> **Provided material**:
+-------+
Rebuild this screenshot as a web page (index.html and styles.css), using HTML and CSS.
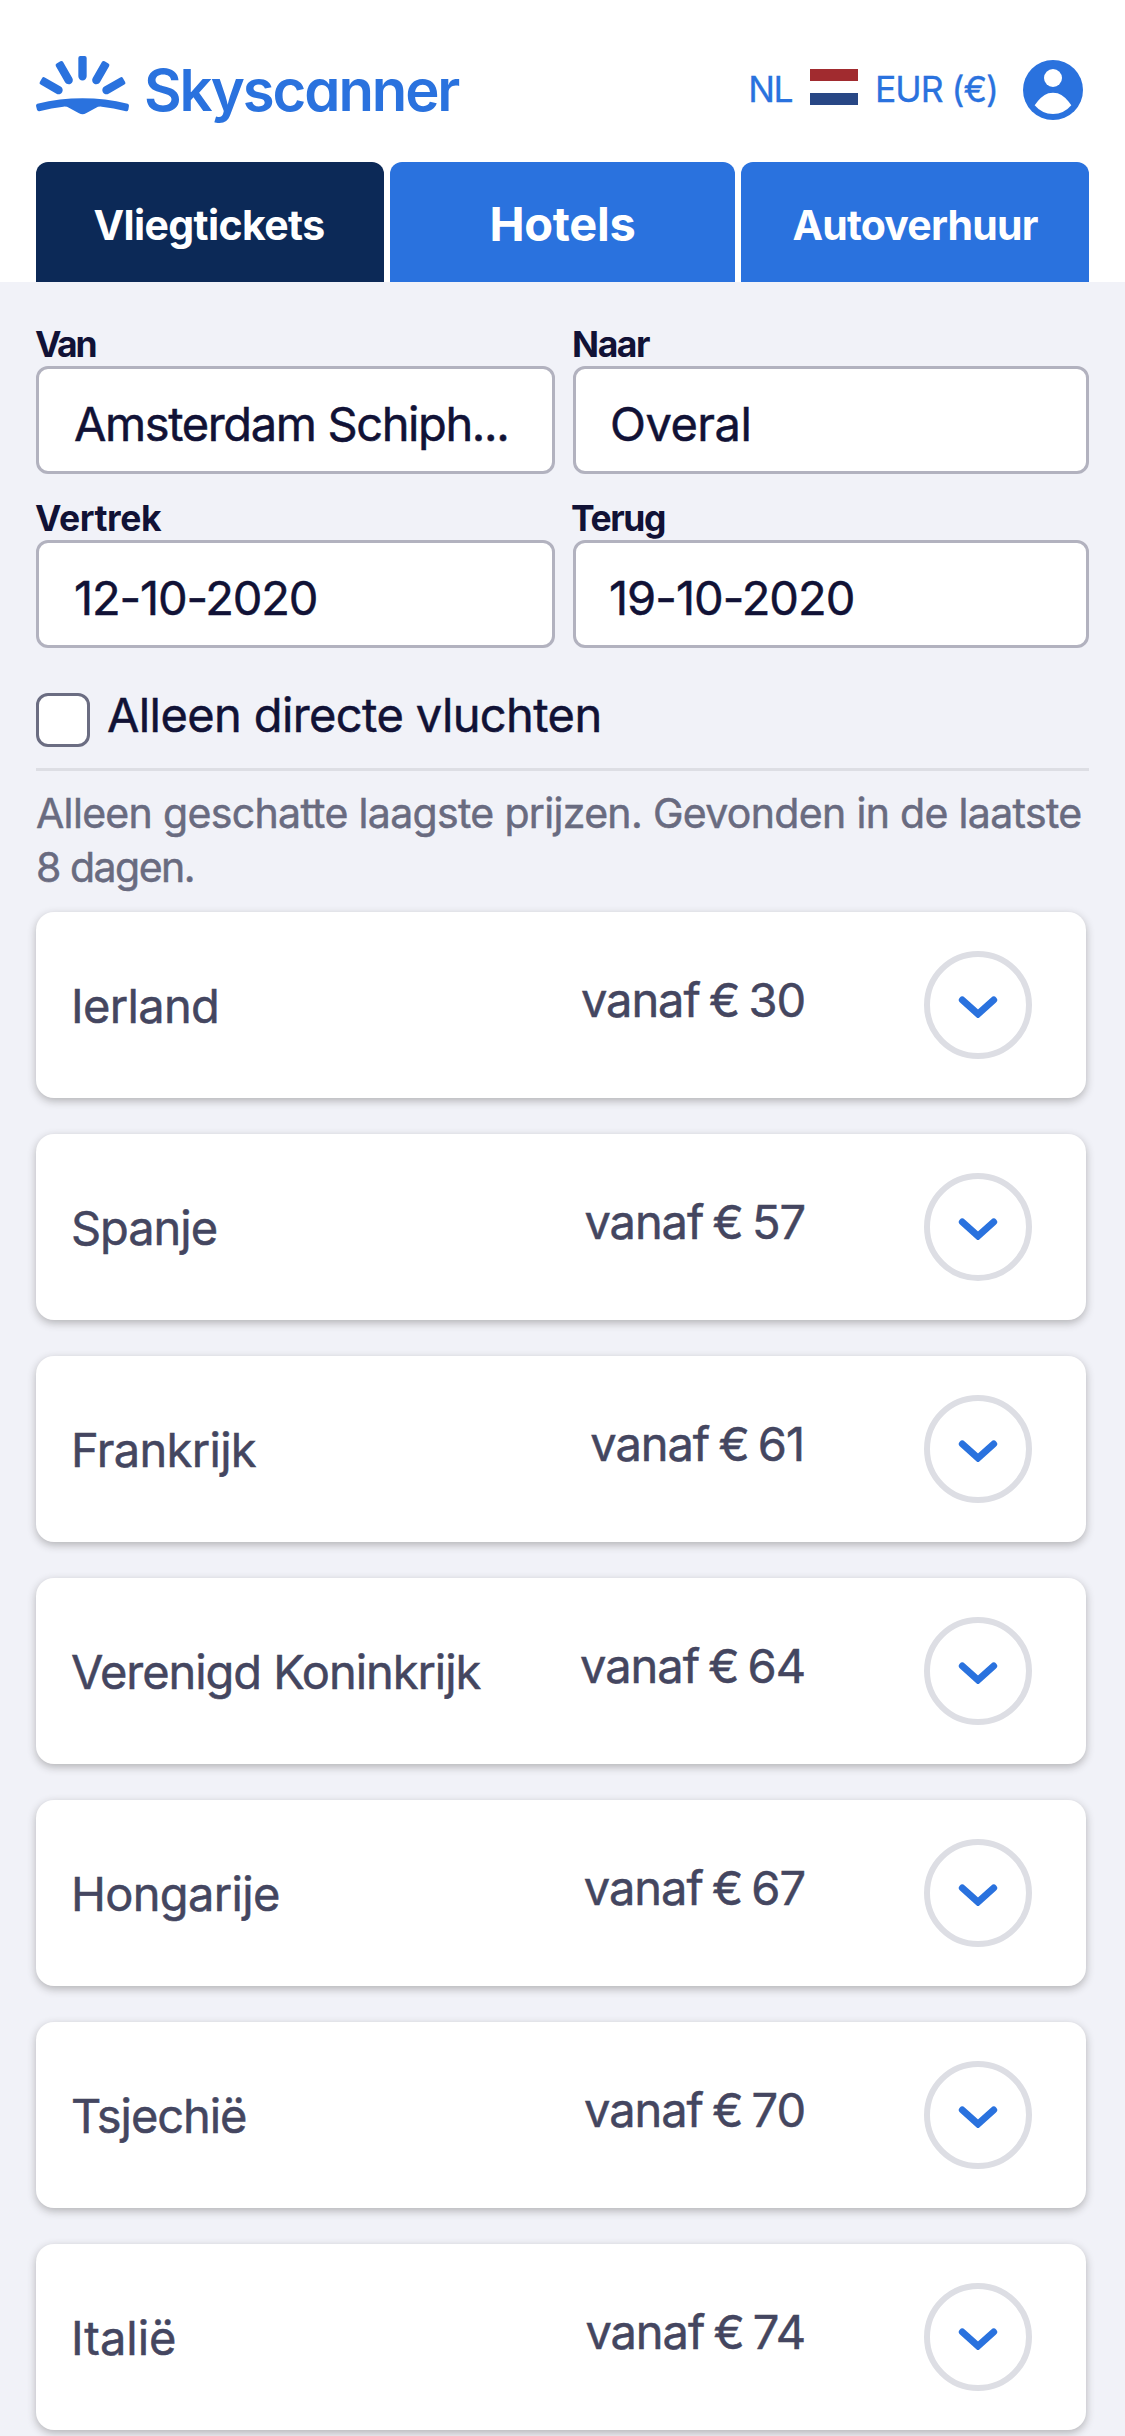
FILE: index.html
```
<!DOCTYPE html>
<html lang="nl">
<head>
<meta charset="utf-8">
<title>Skyscanner</title>
<link rel="stylesheet" href="styles.css">
</head>
<body>
<svg class="defs" width="0" height="0" aria-hidden="true">
  <symbol id="chevron" viewBox="1194 167 120 80">
    <path d="M1207 191L1254 233L1301 191" fill="none" stroke="#2a72de" stroke-width="21" stroke-linecap="round" stroke-linejoin="miter"/>
  </symbol>
</svg>
<header class="header">
  <a class="logo">
    <svg class="logo-mark" viewBox="108 77 279 176" fill="currentColor" aria-hidden="true">
      <defs><path id="ray" d="M241 77h13q6 0 6 6v55a12.5 12.5 0 0 1-25 0v-55q0-6 6-6z"/></defs>
      <use href="#ray"/>
      <use href="#ray" transform="rotate(-30 247.5 221)"/>
      <use href="#ray" transform="rotate(30 247.5 221)"/>
      <use href="#ray" transform="rotate(-60 247.5 221)"/>
      <use href="#ray" transform="rotate(60 247.5 221)"/>
      <path d="M112 220Q247.500 188 383 220q4 1 4 6l-2 12q-2 6-7 4.500Q340 233 305 229q-10-1-18 4L258 249q-10 6-21 0L208 233q-8-5-18-4Q155 233 118 242.500q-5 1-7-4l-3-12q0-5 4-6.500z"/>
    </svg>
    <span class="logo-text">Skyscanner</span>
  </a>
  <div class="settings">
    <span class="locale">NL</span>
    <span class="flag"></span>
    <span class="currency">EUR (€)</span>
    <svg class="avatar" viewBox="969 90 180 180" aria-hidden="true">
      <circle cx="1059" cy="180" r="90" fill="#2a72de"/>
      <circle cx="1059" cy="144" r="27" fill="#fff"/>
      <path fill="#fff" d="M1004 226Q1022 198 1045 189.500Q1059 187 1073 189.500Q1096 198 1114 226Q1092 252 1059 252Q1026 252 1004 226z"/>
    </svg>
  </div>
</header>
<nav class="tabs">
  <a class="tab active">Vliegtickets</a>
  <a class="tab large">Hotels</a>
  <a class="tab">Autoverhuur</a>
</nav>
<main class="main">
  <form class="search">
    <div class="field"><label class="label van">Van</label><div class="input place">Amsterdam Schiph...</div></div>
    <div class="field"><label class="label">Naar</label><div class="input all">Overal</div></div>
    <div class="field"><label class="label vertrek">Vertrek</label><div class="input">12-10-2020</div></div>
    <div class="field"><label class="label terug">Terug</label><div class="input return">19-10-2020</div></div>
  </form>
  <label class="direct"><span class="checkbox"></span><span class="direct-text">Alleen directe vluchten</span></label>
  <hr class="rule">
  <p class="note">Alleen geschatte laagste prijzen. Gevonden in de laatste <span class="note-end">8 dagen.</span></p>
  <ul class="results">
    <li class="card"><span class="country">Ierland</span><span class="price">vanaf € 30</span><span class="toggle"><svg class="chevron"><use href="#chevron"/></svg></span></li>
    <li class="card"><span class="country tight">Spanje</span><span class="price">vanaf € 57</span><span class="toggle"><svg class="chevron"><use href="#chevron"/></svg></span></li>
    <li class="card"><span class="country">Frankrijk</span><span class="price one">vanaf € 61</span><span class="toggle"><svg class="chevron"><use href="#chevron"/></svg></span></li>
    <li class="card"><span class="country tight">Verenigd Koninkrijk</span><span class="price">vanaf € 64</span><span class="toggle"><svg class="chevron"><use href="#chevron"/></svg></span></li>
    <li class="card"><span class="country">Hongarije</span><span class="price">vanaf € 67</span><span class="toggle"><svg class="chevron"><use href="#chevron"/></svg></span></li>
    <li class="card"><span class="country tight">Tsjechië</span><span class="price">vanaf € 70</span><span class="toggle"><svg class="chevron"><use href="#chevron"/></svg></span></li>
    <li class="card"><span class="country loose">Italië</span><span class="price">vanaf € 74</span><span class="toggle"><svg class="chevron"><use href="#chevron"/></svg></span></li>
  </ul>
</main>
</body>
</html>
```
FILE: styles.css
```
* { box-sizing: border-box; }
body {
  margin: 0;
  min-height: 2436px;
  background: #f1f2f8;
  font-family: Inter, "Liberation Sans", sans-serif;
  color: #111236;
  overflow-x: hidden;
}
.defs { display: block; }

.header {
  height: 162px;
  padding: 56px 42px 0 36px;
  display: flex;
  justify-content: space-between;
  align-items: flex-start;
  background: #fff;
  color: #2a72de;
}
.logo { display: flex; align-items: flex-start; gap: 15px; }
.logo-mark { width: 93px; height: 58.7px; }
.logo-text {
  margin-top: 4px;
  font-size: 58px;
  font-weight: 600;
  line-height: 60px;
  letter-spacing: -2.1px;
  font-feature-settings: "cv11";
}
.settings {
  display: flex;
  align-items: center;
  height: 60px;
  margin-top: 4px;
  font-size: 35.5px;
  line-height: 40px;
  -webkit-text-stroke: .3px currentColor;
}
.locale { letter-spacing: -1.5px; }
.flag {
  width: 48px;
  height: 36px;
  margin: 0 17px 6px 18px;
  background: linear-gradient(#a12b2f 0 33%, #fff 34% 66%, #284785 67%);
}
.currency { letter-spacing: -1.03px; }
.avatar { width: 60px; height: 60px; margin-left: 25px; }

.tabs {
  display: grid;
  grid-template-columns: 348px 345px 348px;
  gap: 6px;
  padding: 0 36px;
  background: #fff;
}
.tab {
  display: flex;
  align-items: center;
  justify-content: center;
  height: 120px;
  padding-top: 6px;
  border-radius: 12px 12px 0 0;
  background: #2a72de;
  color: #fff;
  font-size: 41px;
  font-weight: 700;
  letter-spacing: -.8px;
}
.tab.active { padding-right: 2px; background: #0c2957; letter-spacing: -.6px; }
.tab.large { padding-top: 2px; font-size: 47px; letter-spacing: -.28px; }

.main { padding: 44px 36px 0; -webkit-text-stroke: .5px currentColor; }
.search {
  display: grid;
  grid-template-columns: 519px 1fr;
  gap: 26px 18px;
}
.field { display: flex; flex-direction: column; gap: 4px; }
.label {
  padding-top: 2px;
  margin-left: -1px;
  font-size: 35.5px;
  font-weight: 700;
  line-height: 34px;
  letter-spacing: -1.4px;
  -webkit-text-stroke: 0;
}
.label.van { letter-spacing: -2.3px; }
.label.vertrek { letter-spacing: -.4px; }
.label.terug { margin-left: -2px; }
.input {
  display: flex;
  align-items: center;
  height: 108px;
  padding: 6px 0 0 35px;
  border: 3px solid #b2b2bf;
  border-radius: 12px;
  background: #fff;
  font-size: 47px;
  letter-spacing: -1.15px;
  white-space: nowrap;
}
.input.place { letter-spacing: -1.38px; }
.input.all { padding-left: 34px; letter-spacing: -.5px; }
.input.return { padding-left: 33px; letter-spacing: -1px; }

.direct { display: flex; align-items: center; gap: 17px; margin-top: 45px; }
.checkbox {
  width: 54px;
  height: 54px;
  border: 3px solid #6b6d82;
  border-radius: 12px;
  background: #fff;
}
.direct-text {
  height: 54px;
  padding-bottom: 10px;
  font-size: 47px;
  line-height: 44px;
  letter-spacing: -.6px;
}
.rule { height: 3px; margin: 21px 0 15px; border: 0; background: #dddee4; }
.note {
  margin: 0 -6px 18px 0;
  font-size: 41px;
  line-height: 54px;
  letter-spacing: -.67px;
  color: #696b80;
}
.note-end { letter-spacing: -1.5px; }

.results {
  display: flex;
  flex-direction: column;
  gap: 36px;
  width: 1050px;
  margin: 0;
  padding: 0;
  list-style: none;
}
.card {
  display: flex;
  align-items: center;
  height: 186px;
  padding: 0 54px 0 35px;
  border-radius: 18px;
  background: #fff;
  box-shadow: 0 3px 9px rgba(37, 32, 31, .3);
  font-size: 47px;
  color: #444660;
}
.country { flex: 1; letter-spacing: -.67px; }
.country.tight { letter-spacing: -1.06px; }
.country.loose { letter-spacing: 0; }
.price {
  margin-right: 119px;
  padding-bottom: 12px;
  letter-spacing: -1.05px;
  word-spacing: -3px;
}
.price.one { margin-right: 120px; }
.toggle {
  display: flex;
  align-items: center;
  justify-content: center;
  width: 108px;
  height: 108px;
  border: 6px solid #dddee4;
  border-radius: 50%;
}
.chevron { width: 40px; height: 26.7px; }
```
+-------+
> **Given instruction**: In the material above, find the lines that contain "html" and show them.

> **In response**:
Rebuild this screenshot as a web page (index.html and styles.css), using HTML and CSS.
FILE: index.html
<!DOCTYPE html>
<html lang="nl">
</html>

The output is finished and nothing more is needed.